When Max's wife Kim (former Glee star Dianna Agron) shows up, things slowly take a turn for the worse, with Danielle's paranoia unravelling as she fears her secrets will get revealed. Ill-fated attempts to hook up with both Max and Maya give way to awkward consequences, while her constant reminders that her career is going nowhere leave her feeling cornered and infantilized. The film mostly plays out in real time, but despite a brief 77-minute duration, the second-hand anxiety will likely leave you feeling you've been trapped there with Danielle for weeks.

Closer to a paranoid thriller than a dark comedy

The film is an expansion of Emma Seligman's 2018 short of the same name (currently available to watch for free on Vimeo), which is a fascinating curio, but less than satisfying after seeing what she made next. Produced as a film school thesis project, it doesn't feel like the germ of an idea so much as the film's premise diluted down to its awkward core — being confronted by your secret sugar daddy at a family gathering, your web of lies being torn down as two worlds collide. Prior to that premiering at the 2018 edition of SXSW, Seligman had already started pre-production on this feature-length adaptation, and its evolution from that original idea is nothing short of remarkable. Seligman has spoken about how her primary influences were Gia Coppola's 2013 film Palo Alto and Jewish romantic comedies, but it's actually one of her stated secondary influences whose influence looms largest over the finished product: the work of legendary filmmaker John Cassavetes, in particular his collaborations with Gena Rowlands.

His 1970s run of initially dismissed and now widely revered films such as A Woman Under the Influence and Opening Night feel like touchstones for how Seligman captures the increased paranoia and disconnect of her protagonist. The way the former film depicts its central character's continued discomfort at being amongst crowds, making for an anxious experience without overly relying on hallucinatory imagery, seems to have been loosely lifted from here, albeit with a touch of Roman Polanski's "apartment trilogy" sprinkled in for good measure. As Danielle becomes more and more unnerved by Max's family life, and has to briefly look after his baby under the judging glares of other shiva attendees (presented in unsettling extreme close-up), the ominous way in which she appears to be treated feels like a tongue-in-cheek tribute to the final act of Rosemary's Baby. You couldn't describe Shiva Baby as horror — but Seligman's stylistic influences couldn't be further from the comedies and grounded character dramas which influence her writing.

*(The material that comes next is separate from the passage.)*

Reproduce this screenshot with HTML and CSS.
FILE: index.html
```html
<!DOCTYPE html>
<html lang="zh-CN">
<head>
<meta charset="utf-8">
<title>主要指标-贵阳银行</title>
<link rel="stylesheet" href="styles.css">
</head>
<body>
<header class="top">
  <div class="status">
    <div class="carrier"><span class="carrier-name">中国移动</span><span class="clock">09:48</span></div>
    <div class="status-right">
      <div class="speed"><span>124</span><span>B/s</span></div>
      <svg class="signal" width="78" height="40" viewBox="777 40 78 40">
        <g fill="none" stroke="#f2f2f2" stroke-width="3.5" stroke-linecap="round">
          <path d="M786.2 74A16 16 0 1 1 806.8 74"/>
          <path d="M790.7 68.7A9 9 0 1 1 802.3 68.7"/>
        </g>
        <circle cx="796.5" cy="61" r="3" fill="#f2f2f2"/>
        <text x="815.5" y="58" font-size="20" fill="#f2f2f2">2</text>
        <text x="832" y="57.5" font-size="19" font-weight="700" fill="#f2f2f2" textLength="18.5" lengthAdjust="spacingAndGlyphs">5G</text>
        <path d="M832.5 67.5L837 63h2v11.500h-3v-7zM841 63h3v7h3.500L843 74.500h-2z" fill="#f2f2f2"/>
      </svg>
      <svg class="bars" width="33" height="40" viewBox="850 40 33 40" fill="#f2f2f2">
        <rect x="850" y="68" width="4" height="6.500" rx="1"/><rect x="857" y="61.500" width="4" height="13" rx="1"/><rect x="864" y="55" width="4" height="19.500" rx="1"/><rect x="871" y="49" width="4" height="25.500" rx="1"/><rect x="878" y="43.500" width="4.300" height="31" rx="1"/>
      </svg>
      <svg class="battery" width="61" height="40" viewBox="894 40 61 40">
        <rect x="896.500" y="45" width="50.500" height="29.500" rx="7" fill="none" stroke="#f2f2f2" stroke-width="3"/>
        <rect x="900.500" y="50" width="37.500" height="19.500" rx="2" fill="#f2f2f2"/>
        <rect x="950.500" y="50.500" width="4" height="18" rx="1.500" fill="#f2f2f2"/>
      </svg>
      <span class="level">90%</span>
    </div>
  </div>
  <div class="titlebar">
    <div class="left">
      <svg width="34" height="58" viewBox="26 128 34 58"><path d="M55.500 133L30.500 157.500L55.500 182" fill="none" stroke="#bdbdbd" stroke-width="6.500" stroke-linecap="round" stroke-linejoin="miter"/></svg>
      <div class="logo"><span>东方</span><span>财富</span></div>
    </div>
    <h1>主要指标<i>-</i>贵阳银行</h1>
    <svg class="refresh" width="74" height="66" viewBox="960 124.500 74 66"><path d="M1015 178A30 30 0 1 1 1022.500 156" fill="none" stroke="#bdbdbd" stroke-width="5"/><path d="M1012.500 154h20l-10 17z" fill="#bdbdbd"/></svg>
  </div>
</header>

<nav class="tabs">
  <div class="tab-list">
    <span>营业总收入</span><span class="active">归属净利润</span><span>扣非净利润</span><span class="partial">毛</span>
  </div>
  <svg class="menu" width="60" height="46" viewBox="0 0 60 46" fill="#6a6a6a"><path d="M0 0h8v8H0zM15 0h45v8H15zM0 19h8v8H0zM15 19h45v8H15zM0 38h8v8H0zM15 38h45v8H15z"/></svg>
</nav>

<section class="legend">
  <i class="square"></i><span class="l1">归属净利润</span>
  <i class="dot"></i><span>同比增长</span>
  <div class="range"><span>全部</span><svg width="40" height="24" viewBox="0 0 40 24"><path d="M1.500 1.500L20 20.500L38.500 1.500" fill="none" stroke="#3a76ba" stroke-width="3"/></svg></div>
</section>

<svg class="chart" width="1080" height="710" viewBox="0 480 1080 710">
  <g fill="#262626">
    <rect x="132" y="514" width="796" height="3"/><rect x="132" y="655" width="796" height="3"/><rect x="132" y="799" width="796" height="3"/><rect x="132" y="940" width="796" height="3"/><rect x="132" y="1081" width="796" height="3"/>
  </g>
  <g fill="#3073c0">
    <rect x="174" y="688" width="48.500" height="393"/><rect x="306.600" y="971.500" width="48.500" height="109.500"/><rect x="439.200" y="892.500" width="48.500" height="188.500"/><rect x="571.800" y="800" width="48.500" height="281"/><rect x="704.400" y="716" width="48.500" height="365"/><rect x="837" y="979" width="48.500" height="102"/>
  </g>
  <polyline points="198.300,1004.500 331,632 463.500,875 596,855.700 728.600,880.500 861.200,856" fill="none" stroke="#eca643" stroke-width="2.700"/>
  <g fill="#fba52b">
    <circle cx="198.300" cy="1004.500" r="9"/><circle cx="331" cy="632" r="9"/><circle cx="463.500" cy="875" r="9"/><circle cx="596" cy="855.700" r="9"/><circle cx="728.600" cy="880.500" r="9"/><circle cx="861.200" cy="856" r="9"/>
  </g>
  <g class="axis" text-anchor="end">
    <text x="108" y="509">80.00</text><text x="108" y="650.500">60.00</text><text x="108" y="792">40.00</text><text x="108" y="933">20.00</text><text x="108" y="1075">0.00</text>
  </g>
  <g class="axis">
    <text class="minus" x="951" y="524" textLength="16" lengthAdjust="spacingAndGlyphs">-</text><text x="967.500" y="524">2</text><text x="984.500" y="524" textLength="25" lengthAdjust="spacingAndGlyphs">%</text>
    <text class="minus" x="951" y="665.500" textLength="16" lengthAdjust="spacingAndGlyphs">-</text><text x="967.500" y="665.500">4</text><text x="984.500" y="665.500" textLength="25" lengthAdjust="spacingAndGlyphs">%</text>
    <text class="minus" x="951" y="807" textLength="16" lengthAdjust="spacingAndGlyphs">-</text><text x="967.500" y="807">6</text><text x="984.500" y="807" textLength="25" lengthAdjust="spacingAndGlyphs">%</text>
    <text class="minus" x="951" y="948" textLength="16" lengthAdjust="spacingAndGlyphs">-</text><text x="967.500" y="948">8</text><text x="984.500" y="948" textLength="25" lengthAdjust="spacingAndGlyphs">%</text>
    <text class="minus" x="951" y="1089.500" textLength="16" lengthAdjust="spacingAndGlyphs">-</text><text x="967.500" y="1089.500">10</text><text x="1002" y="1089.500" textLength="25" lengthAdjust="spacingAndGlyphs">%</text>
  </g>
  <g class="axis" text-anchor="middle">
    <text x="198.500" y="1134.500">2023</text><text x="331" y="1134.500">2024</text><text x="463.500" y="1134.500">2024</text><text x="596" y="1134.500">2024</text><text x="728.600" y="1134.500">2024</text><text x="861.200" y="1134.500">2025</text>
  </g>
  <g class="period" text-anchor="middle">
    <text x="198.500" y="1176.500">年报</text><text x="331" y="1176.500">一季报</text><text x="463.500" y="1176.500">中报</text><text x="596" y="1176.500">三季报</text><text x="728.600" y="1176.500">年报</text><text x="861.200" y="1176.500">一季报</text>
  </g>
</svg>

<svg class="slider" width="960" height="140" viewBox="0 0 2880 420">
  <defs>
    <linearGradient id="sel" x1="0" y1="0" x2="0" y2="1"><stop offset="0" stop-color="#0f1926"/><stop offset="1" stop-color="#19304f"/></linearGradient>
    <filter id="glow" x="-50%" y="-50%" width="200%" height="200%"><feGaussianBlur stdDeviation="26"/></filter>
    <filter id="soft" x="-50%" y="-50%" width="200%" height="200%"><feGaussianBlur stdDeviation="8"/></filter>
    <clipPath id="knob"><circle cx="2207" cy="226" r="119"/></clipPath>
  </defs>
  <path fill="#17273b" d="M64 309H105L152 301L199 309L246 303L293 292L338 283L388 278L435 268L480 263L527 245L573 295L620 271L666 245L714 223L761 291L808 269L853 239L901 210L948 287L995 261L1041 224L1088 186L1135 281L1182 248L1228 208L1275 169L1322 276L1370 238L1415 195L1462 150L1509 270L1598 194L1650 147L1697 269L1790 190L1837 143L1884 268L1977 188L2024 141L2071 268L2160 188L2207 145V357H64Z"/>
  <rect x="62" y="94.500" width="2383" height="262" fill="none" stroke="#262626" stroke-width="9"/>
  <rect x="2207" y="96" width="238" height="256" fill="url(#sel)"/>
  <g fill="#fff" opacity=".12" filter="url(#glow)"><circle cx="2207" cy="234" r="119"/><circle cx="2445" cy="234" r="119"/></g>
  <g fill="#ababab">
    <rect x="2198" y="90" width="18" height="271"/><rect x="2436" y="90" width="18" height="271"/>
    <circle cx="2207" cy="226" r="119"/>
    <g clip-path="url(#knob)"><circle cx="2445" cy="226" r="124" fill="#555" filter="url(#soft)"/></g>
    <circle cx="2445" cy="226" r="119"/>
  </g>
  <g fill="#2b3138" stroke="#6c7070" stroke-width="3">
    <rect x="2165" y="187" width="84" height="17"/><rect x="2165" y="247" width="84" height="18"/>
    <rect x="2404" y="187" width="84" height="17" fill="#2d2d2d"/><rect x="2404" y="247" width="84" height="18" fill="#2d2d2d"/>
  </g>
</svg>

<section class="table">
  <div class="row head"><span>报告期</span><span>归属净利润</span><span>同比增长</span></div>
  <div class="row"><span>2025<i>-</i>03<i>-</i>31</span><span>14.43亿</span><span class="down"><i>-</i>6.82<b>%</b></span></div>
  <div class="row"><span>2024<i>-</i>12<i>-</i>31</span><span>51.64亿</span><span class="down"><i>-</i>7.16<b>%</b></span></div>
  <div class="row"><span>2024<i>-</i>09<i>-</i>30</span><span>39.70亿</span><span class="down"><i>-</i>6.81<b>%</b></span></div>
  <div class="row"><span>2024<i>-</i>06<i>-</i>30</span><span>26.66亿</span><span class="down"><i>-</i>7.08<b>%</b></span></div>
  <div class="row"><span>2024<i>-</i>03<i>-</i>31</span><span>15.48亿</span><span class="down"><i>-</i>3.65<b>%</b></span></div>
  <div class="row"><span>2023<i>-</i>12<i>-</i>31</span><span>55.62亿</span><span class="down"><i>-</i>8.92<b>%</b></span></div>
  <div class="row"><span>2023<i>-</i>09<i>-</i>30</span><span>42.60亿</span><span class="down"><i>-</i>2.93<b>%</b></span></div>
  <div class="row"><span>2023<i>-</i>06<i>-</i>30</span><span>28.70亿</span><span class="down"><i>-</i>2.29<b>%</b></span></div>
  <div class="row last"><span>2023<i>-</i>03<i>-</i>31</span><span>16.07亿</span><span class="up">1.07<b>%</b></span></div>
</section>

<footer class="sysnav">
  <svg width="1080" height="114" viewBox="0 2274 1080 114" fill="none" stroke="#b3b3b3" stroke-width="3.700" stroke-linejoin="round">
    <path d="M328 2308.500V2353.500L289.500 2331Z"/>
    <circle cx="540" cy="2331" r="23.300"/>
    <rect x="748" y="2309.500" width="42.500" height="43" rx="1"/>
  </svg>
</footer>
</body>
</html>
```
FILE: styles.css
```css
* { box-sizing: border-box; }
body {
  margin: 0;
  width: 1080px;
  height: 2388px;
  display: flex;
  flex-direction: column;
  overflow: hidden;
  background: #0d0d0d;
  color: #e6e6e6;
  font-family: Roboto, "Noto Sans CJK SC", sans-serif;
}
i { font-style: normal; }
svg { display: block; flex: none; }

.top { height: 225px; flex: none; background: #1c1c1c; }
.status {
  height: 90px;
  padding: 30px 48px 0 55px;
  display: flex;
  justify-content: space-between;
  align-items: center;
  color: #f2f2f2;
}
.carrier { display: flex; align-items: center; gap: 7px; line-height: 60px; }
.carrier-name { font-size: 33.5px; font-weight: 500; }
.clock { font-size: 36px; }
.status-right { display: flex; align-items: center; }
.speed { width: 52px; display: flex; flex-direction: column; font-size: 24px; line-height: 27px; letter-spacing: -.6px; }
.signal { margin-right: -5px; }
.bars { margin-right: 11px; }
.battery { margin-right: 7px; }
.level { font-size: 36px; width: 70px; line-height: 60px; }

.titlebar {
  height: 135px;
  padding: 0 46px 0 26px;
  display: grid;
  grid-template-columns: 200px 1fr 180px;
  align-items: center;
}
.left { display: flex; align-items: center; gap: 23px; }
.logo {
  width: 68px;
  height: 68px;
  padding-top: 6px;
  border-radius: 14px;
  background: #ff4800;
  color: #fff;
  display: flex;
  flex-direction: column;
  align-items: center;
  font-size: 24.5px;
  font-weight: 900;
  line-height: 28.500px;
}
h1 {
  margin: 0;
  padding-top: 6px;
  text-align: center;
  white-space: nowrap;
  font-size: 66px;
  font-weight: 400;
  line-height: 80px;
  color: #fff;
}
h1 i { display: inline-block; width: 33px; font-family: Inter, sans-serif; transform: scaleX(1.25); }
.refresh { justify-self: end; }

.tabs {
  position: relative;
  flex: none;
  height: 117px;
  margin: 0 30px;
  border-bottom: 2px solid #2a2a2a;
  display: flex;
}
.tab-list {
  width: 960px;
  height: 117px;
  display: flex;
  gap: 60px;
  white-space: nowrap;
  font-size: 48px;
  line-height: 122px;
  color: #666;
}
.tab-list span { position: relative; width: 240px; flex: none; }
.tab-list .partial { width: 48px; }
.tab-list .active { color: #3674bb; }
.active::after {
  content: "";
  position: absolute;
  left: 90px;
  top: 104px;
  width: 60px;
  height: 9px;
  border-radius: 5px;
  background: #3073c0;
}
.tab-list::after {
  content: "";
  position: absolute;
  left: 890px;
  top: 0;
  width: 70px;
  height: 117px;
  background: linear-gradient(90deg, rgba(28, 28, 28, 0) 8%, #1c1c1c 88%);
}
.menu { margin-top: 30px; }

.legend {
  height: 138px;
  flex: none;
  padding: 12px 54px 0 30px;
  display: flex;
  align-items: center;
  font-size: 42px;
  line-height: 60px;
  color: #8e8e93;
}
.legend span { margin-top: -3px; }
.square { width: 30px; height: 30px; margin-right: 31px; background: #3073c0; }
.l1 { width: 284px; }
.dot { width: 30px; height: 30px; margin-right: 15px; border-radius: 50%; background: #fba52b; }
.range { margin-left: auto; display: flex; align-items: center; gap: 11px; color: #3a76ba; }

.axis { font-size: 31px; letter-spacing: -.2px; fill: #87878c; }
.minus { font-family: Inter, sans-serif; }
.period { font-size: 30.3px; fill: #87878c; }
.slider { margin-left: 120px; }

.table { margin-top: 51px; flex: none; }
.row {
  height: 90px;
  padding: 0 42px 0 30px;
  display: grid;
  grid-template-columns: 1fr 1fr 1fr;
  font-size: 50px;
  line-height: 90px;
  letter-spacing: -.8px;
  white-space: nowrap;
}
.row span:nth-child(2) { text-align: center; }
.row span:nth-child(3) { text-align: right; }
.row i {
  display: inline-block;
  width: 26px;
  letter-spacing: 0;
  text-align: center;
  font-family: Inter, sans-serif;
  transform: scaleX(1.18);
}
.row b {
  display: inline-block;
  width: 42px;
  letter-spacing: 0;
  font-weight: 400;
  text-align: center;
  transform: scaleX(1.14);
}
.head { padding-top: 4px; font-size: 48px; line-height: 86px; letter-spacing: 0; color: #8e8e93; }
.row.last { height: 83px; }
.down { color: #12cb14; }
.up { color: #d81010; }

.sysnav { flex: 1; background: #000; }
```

The two contrasting tones work together better than they have any right to, and makes it so describing Shiva Baby as a mere "dark comedy" undersells what the director has managed to accomplish.

The films of director Alex Ross Perry feel like the closest comparison to what Seligman is striving for here. His two most recent collaborations with Elisabeth Moss, Queen of Earth and Her Smell, are similarly paranoid character studies that wear their influences firmly on their sleeves. But whereas a film like Queen of Earth buckles under the weight of its big Polanski influence, successfully aping the style of his early work but offering nothing of substance to make it more than just a keenly realized tribute, Shiva Baby is more effective at outlining its director's distinctive voice. At a stretch, you could even say the way she marries her distinctive comedic sensibilities with stylistic tics associated with '70s social thrillers isn't a million miles away from Jordan Peele's approach to horror filmmaking. A film like Trey Edward Shultz' debut Krisha, another acclaimed SXSW premiere a few years prior, would also make for an interesting double bill — another awkward family gathering built around a paranoid protagonist, punctuated by a chilling score that feels lifted from another genre altogether.

A cutting social critique

The comparisons to filmmakers such as Alex Ross Perry and Noah Baumbach may give you pause for thought. After all, both have repeatedly been criticized for making what many would call a "first world problems" brand of cinema, following wealthy, white, Brooklyn-based protagonists with daily dilemmas a world removed from those of the average viewer. Although it would be unfair to say those filmmakers constantly overlook the privileges of their characters, they very rarely dissect it with the depth and dark-hearted wit with which Seligman does here.

Mercifully, this isn't via a criticism of Danielle's decision to earn a living through a sugar baby app while between jobs. Instead, this is explored via dismantling the illusion Max presented to her about his success, with the eventual revelation that his various indulgences (from his bachelor pad where he brings Danielle, to his fondness for dining at the city's most expensive restaurants) are funded by his much more stable wife. It's a revelation that fundamentally alters the power dynamics in the drama — and one which gives way to a much more cutting critique of the masculine desire to appear to be of higher status. Both Max and Danielle have built webs of lies around them, but only one of them is doing it out of financial necessity.

Shiva Baby is an arresting directorial debut from Emma Seligman. For those expecting nothing more than a dark comedy, you may need to mentally prepare yourself for just how much this will put you through the wringer.